__Exercise__. Exclude the pictures and return every line exactly as written.
━━━━━━━━━━
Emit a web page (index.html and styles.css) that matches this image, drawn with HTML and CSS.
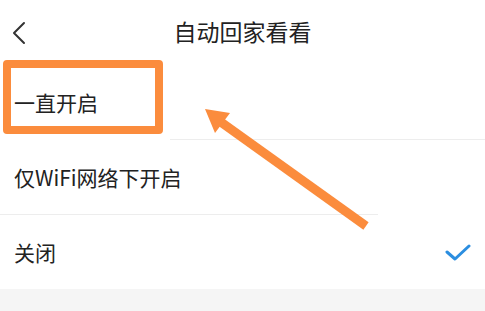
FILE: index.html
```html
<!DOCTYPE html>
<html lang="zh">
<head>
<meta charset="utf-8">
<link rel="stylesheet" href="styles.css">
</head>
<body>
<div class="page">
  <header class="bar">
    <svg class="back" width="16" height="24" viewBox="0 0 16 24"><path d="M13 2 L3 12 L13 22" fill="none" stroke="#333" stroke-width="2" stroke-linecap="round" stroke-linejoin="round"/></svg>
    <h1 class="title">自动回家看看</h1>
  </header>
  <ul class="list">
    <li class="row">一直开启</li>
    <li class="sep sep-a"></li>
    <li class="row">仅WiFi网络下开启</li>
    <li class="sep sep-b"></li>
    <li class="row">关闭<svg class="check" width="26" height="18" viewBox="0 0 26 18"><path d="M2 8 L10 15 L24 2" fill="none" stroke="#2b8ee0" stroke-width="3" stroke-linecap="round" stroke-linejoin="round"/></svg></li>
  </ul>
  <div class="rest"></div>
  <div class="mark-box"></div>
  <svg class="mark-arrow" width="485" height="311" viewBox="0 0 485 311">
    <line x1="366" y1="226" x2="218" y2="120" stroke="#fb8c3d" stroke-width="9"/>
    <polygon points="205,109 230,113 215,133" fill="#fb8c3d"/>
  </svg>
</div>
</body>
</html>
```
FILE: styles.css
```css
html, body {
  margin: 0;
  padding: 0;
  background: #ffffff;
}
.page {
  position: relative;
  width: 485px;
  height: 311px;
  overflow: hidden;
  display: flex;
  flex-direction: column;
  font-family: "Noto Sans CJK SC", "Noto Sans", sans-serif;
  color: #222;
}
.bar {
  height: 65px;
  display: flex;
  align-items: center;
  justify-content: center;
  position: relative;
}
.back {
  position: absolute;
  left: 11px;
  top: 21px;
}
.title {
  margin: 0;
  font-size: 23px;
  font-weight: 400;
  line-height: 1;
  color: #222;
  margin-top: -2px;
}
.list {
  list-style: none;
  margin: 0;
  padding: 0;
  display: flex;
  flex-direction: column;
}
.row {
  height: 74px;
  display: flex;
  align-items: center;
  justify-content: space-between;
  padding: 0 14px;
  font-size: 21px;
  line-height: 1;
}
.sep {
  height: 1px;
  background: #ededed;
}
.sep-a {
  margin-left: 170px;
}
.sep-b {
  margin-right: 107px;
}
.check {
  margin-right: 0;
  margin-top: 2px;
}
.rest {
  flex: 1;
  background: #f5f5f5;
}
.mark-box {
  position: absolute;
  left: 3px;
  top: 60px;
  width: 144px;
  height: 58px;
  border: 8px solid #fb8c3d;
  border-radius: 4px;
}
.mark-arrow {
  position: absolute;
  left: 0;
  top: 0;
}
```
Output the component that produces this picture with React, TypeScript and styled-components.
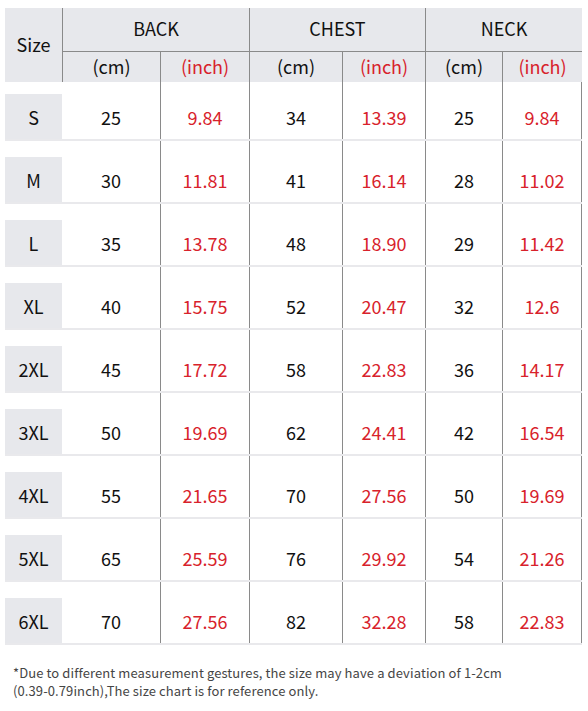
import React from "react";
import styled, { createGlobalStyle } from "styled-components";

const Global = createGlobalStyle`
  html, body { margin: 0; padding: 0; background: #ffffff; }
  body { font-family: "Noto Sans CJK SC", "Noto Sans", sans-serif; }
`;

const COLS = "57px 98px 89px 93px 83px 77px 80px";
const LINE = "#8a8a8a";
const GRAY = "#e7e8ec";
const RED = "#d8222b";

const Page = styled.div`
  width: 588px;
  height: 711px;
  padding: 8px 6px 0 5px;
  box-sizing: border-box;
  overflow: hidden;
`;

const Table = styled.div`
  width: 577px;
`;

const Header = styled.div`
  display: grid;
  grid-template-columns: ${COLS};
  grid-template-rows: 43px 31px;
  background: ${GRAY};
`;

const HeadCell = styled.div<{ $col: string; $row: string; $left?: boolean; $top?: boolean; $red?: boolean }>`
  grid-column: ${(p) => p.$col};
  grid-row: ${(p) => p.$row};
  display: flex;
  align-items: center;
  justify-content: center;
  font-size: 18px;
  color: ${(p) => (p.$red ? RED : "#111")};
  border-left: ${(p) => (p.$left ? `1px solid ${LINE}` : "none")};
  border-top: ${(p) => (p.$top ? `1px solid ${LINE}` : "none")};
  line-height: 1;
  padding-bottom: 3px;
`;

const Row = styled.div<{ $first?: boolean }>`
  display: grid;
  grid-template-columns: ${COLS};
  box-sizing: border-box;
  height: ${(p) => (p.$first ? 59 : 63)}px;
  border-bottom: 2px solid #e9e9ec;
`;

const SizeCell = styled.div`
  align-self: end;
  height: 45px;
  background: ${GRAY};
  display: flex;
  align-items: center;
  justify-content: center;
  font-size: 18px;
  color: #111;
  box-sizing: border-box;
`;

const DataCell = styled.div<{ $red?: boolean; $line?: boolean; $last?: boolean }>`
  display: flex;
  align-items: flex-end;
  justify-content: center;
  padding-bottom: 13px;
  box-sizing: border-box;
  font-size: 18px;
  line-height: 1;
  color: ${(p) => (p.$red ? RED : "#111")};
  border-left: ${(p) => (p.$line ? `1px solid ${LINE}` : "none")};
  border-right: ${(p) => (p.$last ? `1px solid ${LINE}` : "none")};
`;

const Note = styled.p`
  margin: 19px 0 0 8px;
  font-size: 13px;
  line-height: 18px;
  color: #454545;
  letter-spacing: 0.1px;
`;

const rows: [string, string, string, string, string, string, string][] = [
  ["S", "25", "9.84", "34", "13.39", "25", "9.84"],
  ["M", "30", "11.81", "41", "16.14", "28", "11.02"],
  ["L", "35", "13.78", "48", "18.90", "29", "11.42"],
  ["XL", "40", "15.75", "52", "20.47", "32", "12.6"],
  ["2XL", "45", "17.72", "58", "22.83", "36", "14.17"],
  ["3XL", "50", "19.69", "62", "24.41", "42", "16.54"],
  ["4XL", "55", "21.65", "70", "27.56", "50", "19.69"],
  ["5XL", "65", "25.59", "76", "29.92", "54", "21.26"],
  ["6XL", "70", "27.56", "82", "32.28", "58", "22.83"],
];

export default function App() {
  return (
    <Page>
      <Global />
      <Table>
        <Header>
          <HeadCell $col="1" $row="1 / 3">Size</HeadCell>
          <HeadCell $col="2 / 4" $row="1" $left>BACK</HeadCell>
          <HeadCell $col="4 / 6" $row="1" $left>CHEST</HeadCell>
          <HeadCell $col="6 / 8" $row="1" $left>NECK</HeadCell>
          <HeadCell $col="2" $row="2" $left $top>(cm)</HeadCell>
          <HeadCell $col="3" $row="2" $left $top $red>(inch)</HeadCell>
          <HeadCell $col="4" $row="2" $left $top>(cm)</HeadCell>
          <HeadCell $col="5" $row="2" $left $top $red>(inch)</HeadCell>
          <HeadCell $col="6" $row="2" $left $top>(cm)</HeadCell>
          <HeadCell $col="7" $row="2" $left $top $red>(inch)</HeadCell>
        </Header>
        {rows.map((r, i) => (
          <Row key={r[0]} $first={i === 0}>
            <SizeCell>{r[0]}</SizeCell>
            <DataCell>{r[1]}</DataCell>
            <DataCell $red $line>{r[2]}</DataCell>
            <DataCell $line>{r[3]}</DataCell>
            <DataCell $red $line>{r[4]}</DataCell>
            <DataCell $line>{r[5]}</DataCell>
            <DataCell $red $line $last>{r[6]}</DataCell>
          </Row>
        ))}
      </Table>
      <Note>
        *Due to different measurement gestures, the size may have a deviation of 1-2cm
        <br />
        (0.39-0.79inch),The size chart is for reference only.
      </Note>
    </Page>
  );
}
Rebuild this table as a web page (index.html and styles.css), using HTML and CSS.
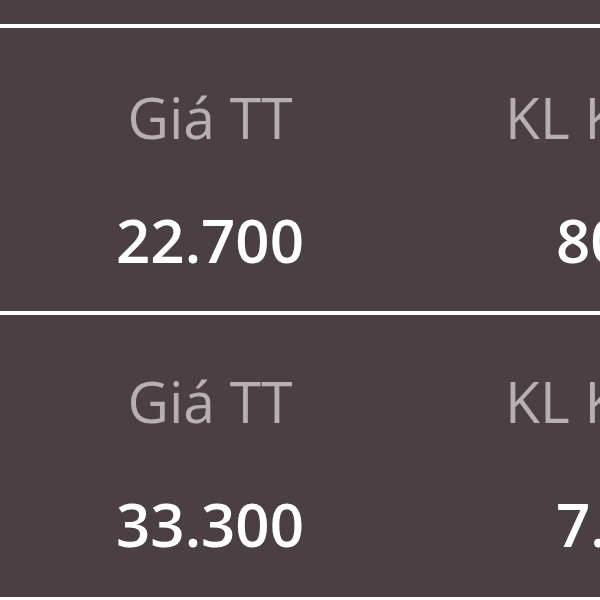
━━━━━━━━━━
__Task solution__.
Emit a web page (index.html and styles.css) that matches this image, drawn with HTML and CSS.
FILE: index.html
```html
<!DOCTYPE html>
<html lang="zh">
<head>
<meta charset="utf-8">
<link rel="stylesheet" href="styles.css">
</head>
<body>
<div class="page">
  <header class="bar">
    <svg class="back" width="16" height="24" viewBox="0 0 16 24"><path d="M13 2 L3 12 L13 22" fill="none" stroke="#333" stroke-width="2" stroke-linecap="round" stroke-linejoin="round"/></svg>
    <h1 class="title">自动回家看看</h1>
  </header>
  <ul class="list">
    <li class="row">一直开启</li>
    <li class="sep sep-a"></li>
    <li class="row">仅WiFi网络下开启</li>
    <li class="sep sep-b"></li>
    <li class="row">关闭<svg class="check" width="26" height="18" viewBox="0 0 26 18"><path d="M2 8 L10 15 L24 2" fill="none" stroke="#2b8ee0" stroke-width="3" stroke-linecap="round" stroke-linejoin="round"/></svg></li>
  </ul>
  <div class="rest"></div>
  <div class="mark-box"></div>
  <svg class="mark-arrow" width="485" height="311" viewBox="0 0 485 311">
    <line x1="366" y1="226" x2="218" y2="120" stroke="#fb8c3d" stroke-width="9"/>
    <polygon points="205,109 230,113 215,133" fill="#fb8c3d"/>
  </svg>
</div>
</body>
</html>
```
FILE: styles.css
```css
html, body {
  margin: 0;
  padding: 0;
  background: #ffffff;
}
.page {
  position: relative;
  width: 485px;
  height: 311px;
  overflow: hidden;
  display: flex;
  flex-direction: column;
  font-family: "Noto Sans CJK SC", "Noto Sans", sans-serif;
  color: #222;
}
.bar {
  height: 65px;
  display: flex;
  align-items: center;
  justify-content: center;
  position: relative;
}
.back {
  position: absolute;
  left: 11px;
  top: 21px;
}
.title {
  margin: 0;
  font-size: 23px;
  font-weight: 400;
  line-height: 1;
  color: #222;
  margin-top: -2px;
}
.list {
  list-style: none;
  margin: 0;
  padding: 0;
  display: flex;
  flex-direction: column;
}
.row {
  height: 74px;
  display: flex;
  align-items: center;
  justify-content: space-between;
  padding: 0 14px;
  font-size: 21px;
  line-height: 1;
}
.sep {
  height: 1px;
  background: #ededed;
}
.sep-a {
  margin-left: 170px;
}
.sep-b {
  margin-right: 107px;
}
.check {
  margin-right: 0;
  margin-top: 2px;
}
.rest {
  flex: 1;
  background: #f5f5f5;
}
.mark-box {
  position: absolute;
  left: 3px;
  top: 60px;
  width: 144px;
  height: 58px;
  border: 8px solid #fb8c3d;
  border-radius: 4px;
}
.mark-arrow {
  position: absolute;
  left: 0;
  top: 0;
}
```
Output the component that produces this picture with React, TypeScript and styled-components.
import React from "react";
import styled, { createGlobalStyle } from "styled-components";

const Global = createGlobalStyle`
  html, body { margin: 0; padding: 0; background: #ffffff; }
  body { font-family: "Noto Sans CJK SC", "Noto Sans", sans-serif; }
`;

const COLS = "57px 98px 89px 93px 83px 77px 80px";
const LINE = "#8a8a8a";
const GRAY = "#e7e8ec";
const RED = "#d8222b";

const Page = styled.div`
  width: 588px;
  height: 711px;
  padding: 8px 6px 0 5px;
  box-sizing: border-box;
  overflow: hidden;
`;

const Table = styled.div`
  width: 577px;
`;

const Header = styled.div`
  display: grid;
  grid-template-columns: ${COLS};
  grid-template-rows: 43px 31px;
  background: ${GRAY};
`;

const HeadCell = styled.div<{ $col: string; $row: string; $left?: boolean; $top?: boolean; $red?: boolean }>`
  grid-column: ${(p) => p.$col};
  grid-row: ${(p) => p.$row};
  display: flex;
  align-items: center;
  justify-content: center;
  font-size: 18px;
  color: ${(p) => (p.$red ? RED : "#111")};
  border-left: ${(p) => (p.$left ? `1px solid ${LINE}` : "none")};
  border-top: ${(p) => (p.$top ? `1px solid ${LINE}` : "none")};
  line-height: 1;
  padding-bottom: 3px;
`;

const Row = styled.div<{ $first?: boolean }>`
  display: grid;
  grid-template-columns: ${COLS};
  box-sizing: border-box;
  height: ${(p) => (p.$first ? 59 : 63)}px;
  border-bottom: 2px solid #e9e9ec;
`;

const SizeCell = styled.div`
  align-self: end;
  height: 45px;
  background: ${GRAY};
  display: flex;
  align-items: center;
  justify-content: center;
  font-size: 18px;
  color: #111;
  box-sizing: border-box;
`;

const DataCell = styled.div<{ $red?: boolean; $line?: boolean; $last?: boolean }>`
  display: flex;
  align-items: flex-end;
  justify-content: center;
  padding-bottom: 13px;
  box-sizing: border-box;
  font-size: 18px;
  line-height: 1;
  color: ${(p) => (p.$red ? RED : "#111")};
  border-left: ${(p) => (p.$line ? `1px solid ${LINE}` : "none")};
  border-right: ${(p) => (p.$last ? `1px solid ${LINE}` : "none")};
`;

const Note = styled.p`
  margin: 19px 0 0 8px;
  font-size: 13px;
  line-height: 18px;
  color: #454545;
  letter-spacing: 0.1px;
`;

const rows: [string, string, string, string, string, string, string][] = [
  ["S", "25", "9.84", "34", "13.39", "25", "9.84"],
  ["M", "30", "11.81", "41", "16.14", "28", "11.02"],
  ["L", "35", "13.78", "48", "18.90", "29", "11.42"],
  ["XL", "40", "15.75", "52", "20.47", "32", "12.6"],
  ["2XL", "45", "17.72", "58", "22.83", "36", "14.17"],
  ["3XL", "50", "19.69", "62", "24.41", "42", "16.54"],
  ["4XL", "55", "21.65", "70", "27.56", "50", "19.69"],
  ["5XL", "65", "25.59", "76", "29.92", "54", "21.26"],
  ["6XL", "70", "27.56", "82", "32.28", "58", "22.83"],
];

export default function App() {
  return (
    <Page>
      <Global />
      <Table>
        <Header>
          <HeadCell $col="1" $row="1 / 3">Size</HeadCell>
          <HeadCell $col="2 / 4" $row="1" $left>BACK</HeadCell>
          <HeadCell $col="4 / 6" $row="1" $left>CHEST</HeadCell>
          <HeadCell $col="6 / 8" $row="1" $left>NECK</HeadCell>
          <HeadCell $col="2" $row="2" $left $top>(cm)</HeadCell>
          <HeadCell $col="3" $row="2" $left $top $red>(inch)</HeadCell>
          <HeadCell $col="4" $row="2" $left $top>(cm)</HeadCell>
          <HeadCell $col="5" $row="2" $left $top $red>(inch)</HeadCell>
          <HeadCell $col="6" $row="2" $left $top>(cm)</HeadCell>
          <HeadCell $col="7" $row="2" $left $top $red>(inch)</HeadCell>
        </Header>
        {rows.map((r, i) => (
          <Row key={r[0]} $first={i === 0}>
            <SizeCell>{r[0]}</SizeCell>
            <DataCell>{r[1]}</DataCell>
            <DataCell $red $line>{r[2]}</DataCell>
            <DataCell $line>{r[3]}</DataCell>
            <DataCell $red $line>{r[4]}</DataCell>
            <DataCell $line>{r[5]}</DataCell>
            <DataCell $red $line $last>{r[6]}</DataCell>
          </Row>
        ))}
      </Table>
      <Note>
        *Due to different measurement gestures, the size may have a deviation of 1-2cm
        <br />
        (0.39-0.79inch),The size chart is for reference only.
      </Note>
    </Page>
  );
}
Rebuild this table as a web page (index.html and styles.css), using HTML and CSS.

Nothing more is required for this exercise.